You have to hand it to the North. Knowing the extent of the Niger Delta’s sense of injustice through the unconscionable expropriation of its nature-given oil and gas wealth, and knowing that just nine years ago the South-South delegates to General Obasanjo’s constitutional conference walked out of proceedings rather than accept a derivation formula of less than 25%, the northern delegates to President Jonathan’s national conference insisted on not only reducing the laughable 13% already entrenched in the 1999 military constitution to 5% (that’s right, FIVE percent) but also on wiping out any other grudging concession. Mounted atop the high horse of power they know how to ride so well, they presented their southern counterparts a choice: accept 5 % or accept a reinstatement of the onshore-offshore dichotomy in the calibration of oil output, give up the Niger Delta Development Commission, the Ministry of Niger Delta Affairs, and the amnesty programme.
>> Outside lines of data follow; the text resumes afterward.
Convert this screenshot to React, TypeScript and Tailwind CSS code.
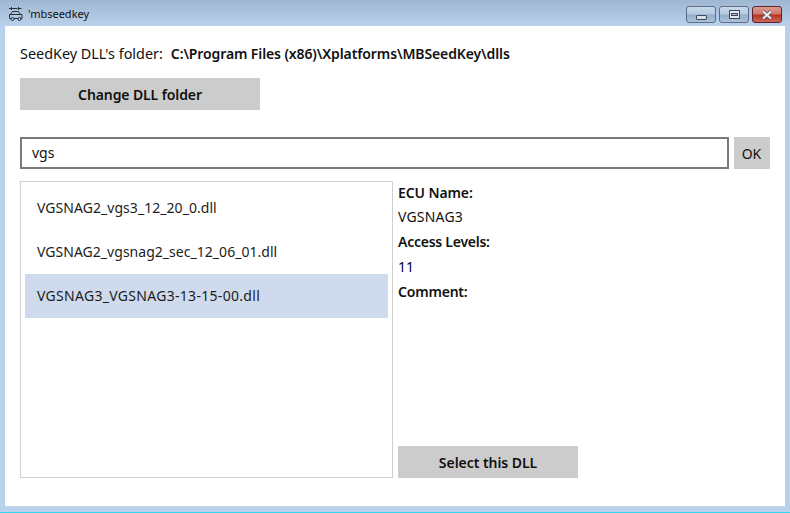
import React from "react";

const font = { fontFamily: '"Noto Sans", "Open Sans", sans-serif' };

function AppIcon() {
  return (
    <svg width="16" height="16" viewBox="0 0 16 16" fill="none" stroke="#2a2f38" strokeWidth="1">
      <path d="M1 2.5h2M3.5 1v3M3.5 2.5h6M10.5 1v3M10.5 2.5h3" />
      <path d="M2.5 8.5 4.5 5.5h6l2 3" />
      <path d="M1.5 8.5h12.5v4h-12.5z" />
      <circle cx="4.5" cy="13" r="1.5" fill="#b9cde4" />
      <circle cx="11.5" cy="13" r="1.5" fill="#b9cde4" />
    </svg>
  );
}

function CaptionButton({ kind }: { kind: "min" | "max" | "close" }) {
  const isClose = kind === "close";
  return (
    <div
      className={
        "flex h-[17px] w-[30px] items-center justify-center rounded-[3px] border " +
        (isClose
          ? "border-[#5c2230] bg-[linear-gradient(#dc9a90_0%,#cf7a6c_45%,#b8321f_55%,#c9695a_100%)]"
          : "border-[#5d6d8a] bg-[linear-gradient(#c9d9ea_0%,#b4cbe2_45%,#92aecb_55%,#abc4dc_100%)]")
      }
    >
      {kind === "min" && <div className="mt-[6px] h-[5px] w-[11px] rounded-[1px] border border-[#3f4654] bg-[#d9dfe8]" />}
      {kind === "max" && (
        <div className="flex h-[9px] w-[11px] items-center justify-center border border-[#3f4654] bg-[#e4e8ee]">
          <div className="h-[3px] w-[7px] border border-[#3f4654] bg-[#a9c0d8]" />
        </div>
      )}
      {isClose && (
        <svg width="12" height="10" viewBox="0 0 12 10">
          <path d="M2 1.5 10 8.5M10 1.5 2 8.5" stroke="#4b5563" strokeWidth="3.4" />
          <path d="M2 1.5 10 8.5M10 1.5 2 8.5" stroke="#eef1f5" strokeWidth="2" />
        </svg>
      )}
    </div>
  );
}

export default function App() {
  return (
    <div className="flex h-[513px] w-[790px] flex-col overflow-hidden bg-[#b9d1ea]" style={font}>
      <div className="flex h-[26px] shrink-0 items-start justify-between bg-[linear-gradient(#9fb6d2_0%,#b9d1ea_100%)]">
        <div className="flex items-center gap-[4px] pl-[8px] pt-[6px]">
          <AppIcon />
          <span className="text-[11px] leading-4 text-[#111]">'mbseedkey</span>
        </div>
        <div className="flex gap-[3px] pr-[8px] pt-[6px]">
          <CaptionButton kind="min" />
          <CaptionButton kind="max" />
          <CaptionButton kind="close" />
        </div>
      </div>

      <div className="mx-[5px] flex h-[480px] flex-col bg-white px-[15px] text-[#111]">
        <div className="mt-[17px] mb-[1px] flex h-[21px] items-center text-[14.4px]">
          <span>SeedKey DLL's folder:</span>
          <span className="ml-[8px] text-[14px] font-semibold tracking-[-0.11px]">C:\Program Files (x86)\Xplatforms\MBSeedKey\dlls</span>
        </div>
        <button className="mt-[13px] h-8 w-60 bg-[#cccccc] text-[14px] font-semibold tracking-[-0.1px] text-[#111]">
          Change DLL folder
        </button>
        <div className="mt-[27px] flex gap-[5px]">
          <div className="flex h-8 w-[709px] items-center border-2 border-[#7a7a7a] pb-[2px] pl-[10px] text-[14px]">vgs</div>
          <button className="h-8 w-9 bg-[#cccccc] pr-[1px] text-[14px] text-[#111]">OK</button>
        </div>
        <div className="mt-[12px] flex h-[297px]">
          <div className="w-[373px] border border-[#d0d0d0] px-1 pt-[4px] text-[14px] text-[#1c1c1c]">
            <div className="flex h-11 items-center pb-[1px] pl-3 tracking-[0.05px]">VGSNAG2_vgs3_12_20_0.dll</div>
            <div className="flex h-11 items-center pb-[2px] pl-3 tracking-[0.03px]">VGSNAG2_vgsnag2_sec_12_06_01.dll</div>
            <div className="flex h-11 items-center bg-[#cfdbec] pb-[2px] pl-3 tracking-[0.3px]">VGSNAG3_VGSNAG3-13-15-00.dll</div>
          </div>
          <div className="ml-[5px] flex flex-1 flex-col text-[14px] leading-[25px]">
            <div className="-mt-[1px] font-semibold tracking-[-0.1px]">ECU Name:</div>
            <div className="-mt-[1px] tracking-[0.2px]">VGSNAG3</div>
            <div className="font-semibold tracking-[-0.25px]">Access Levels:</div>
            <div className="text-[#00003c]">11</div>
            <div className="font-semibold tracking-[-0.2px]">Comment:</div>
            <button className="mt-auto h-8 w-[180px] bg-[#cccccc] font-semibold tracking-[-0.05px] text-[#111]">Select this DLL</button>
          </div>
        </div>
      </div>
      <div className="flex-1" />
      <div className="h-px shrink-0 bg-[#35d6f0]" />
    </div>
  );
}
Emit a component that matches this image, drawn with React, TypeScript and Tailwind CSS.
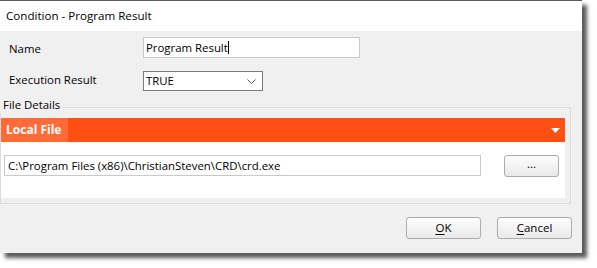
import React from "react";

const font = { fontFamily: '"Segoe UI", "Open Sans", "Noto Sans", sans-serif' };

function WinButton({ children, className = "" }: { children: React.ReactNode; className?: string }) {
  return (
    <button
      className={`h-[22px] rounded-[3px] border border-[#acacac] bg-gradient-to-b from-[#fdfdfd] to-[#e9e9ea] text-[11.5px] text-black flex items-center justify-center ${className}`}
    >
      {children}
    </button>
  );
}

export default function App() {
  return (
    <div className="w-[597px] h-[268px] bg-white overflow-hidden text-black" style={font}>
      <div className="w-[582px] h-[253px] flex flex-col border-t border-[#5d5d5d] shadow-[5px_5px_4px_rgba(0,0,0,0.65)]">
        {/* title bar */}
        <div className="h-[30px] bg-white flex items-center pl-[6px] text-[11.6px] whitespace-nowrap">
          Condition - Program Result
        </div>

        {/* body */}
        <div className="flex-1 bg-[#f0f0f0] flex flex-col text-[11.4px] whitespace-nowrap">
          <div className="mt-[6px] h-[21px] flex items-center">
            <div className="w-[143px] pl-[9px] pt-[3px]">Name</div>
            <div className="w-[217px] h-[21px] bg-white border border-[#c9c9c9] flex items-center pl-[2px]">
              Program Result<span className="w-px h-[13px] bg-black" />
            </div>
          </div>

          <div className="mt-[13px] h-[20px] flex items-center">
            <div className="w-[143px] pl-[9px] pb-[2px]">Execution Result</div>
            <div className="w-[120px] h-[20px] bg-white border border-[#7a7a7a] flex items-center justify-between pl-[2px] pr-[6px]">
              <span>TRUE</span>
              <svg width="9" height="5" viewBox="0 0 9 5" fill="none">
                <path d="M0.5 0.5 L4.5 4.5 L8.5 0.5" stroke="#555" strokeWidth="1" />
              </svg>
            </div>
          </div>

          {/* group box header */}
          <div className="mt-[6px] h-[16px] w-[571px] flex">
            <div className="pl-[3px] pr-[3px] leading-[16px]">File Details</div>
            <div className="flex-1 h-[6px] mt-[10px] border-t border-r border-[#dcdcdc]" />
          </div>

          {/* group box */}
          <div className="w-[571px] border-l border-r border-b border-[#dcdcdc] pt-[5px] pb-[5px] pr-[5px]">
            <div className="h-[24px] bg-[#ff4f12] flex items-center">
              <div className="w-[67px] h-full bg-[#ff6a37] flex items-center pl-[5px] font-bold text-white text-[12px]">
                Local File
              </div>
              <div className="flex-1" />
              <svg width="9" height="5" viewBox="0 0 9 5" className="mr-[5px]">
                <path d="M0 0 L9 0 L4.5 5 Z" fill="#fff" />
              </svg>
            </div>
            <div className="h-[56px] bg-white pt-[13px] pl-[3px] flex">
              <div className="w-[477px] h-[21px] border border-[#c9c9c9] flex items-center pl-[3px]">
                C:\Program Files (x86)\ChristianSteven\CRD\crd.exe
              </div>
              <WinButton className="ml-[23px] w-[55px] h-[21px] pb-[4px]">...</WinButton>
            </div>
          </div>

          {/* footer */}
          <div className="mt-[13px] flex justify-end pr-[10px] gap-[16px]">
            <WinButton className="w-[75px]">
              <span className="underline underline-offset-2">O</span>K
            </WinButton>
            <WinButton className="w-[75px]">
              <span className="underline underline-offset-2">C</span>ancel
            </WinButton>
          </div>
        </div>
      </div>
    </div>
  );
}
It was yet another brazen act of political arrogance writ large. So when I saw the headline “Why we agreed to retain 13% derivation,” attributed to Obong Victor Attah, a resource control stalwart and co-chairman of the devolution of powers committee at the conference, I read it attentively. Only to be deeply disappointed. The great capitulation was done, says Attah, in order “to ensure that certain things were protected within the entity called Nigeria and to guard against what may lead to secession or further inflict wounds against the backdrop that the country was, at the moment, facing security challenges.” Attah tries to make us believe that the South’s delegates won a tremendous victory in the face of the North’s deliberate provocation. All it could do “was more or less . . . to accept 13%.” For, you see, they had to “Look at it from the angle of destabilizing the polity.”
Who knew that a proper derivation formula can lead to insecurity, or inflict wounds of any sort? Let’s face it: what the North did, and has consistently done ever since it discovered that it was easier to wait for federal allocations from the proceeds of oil and gas than develop a local productive economy was to dare the South. It is as if a tenant were to threaten to withhold part of her rent, or to unilaterally reduce the sum payable, unless the landlord gave up the renovations, new building under construction, or even, damn it, his lavish lifestyle.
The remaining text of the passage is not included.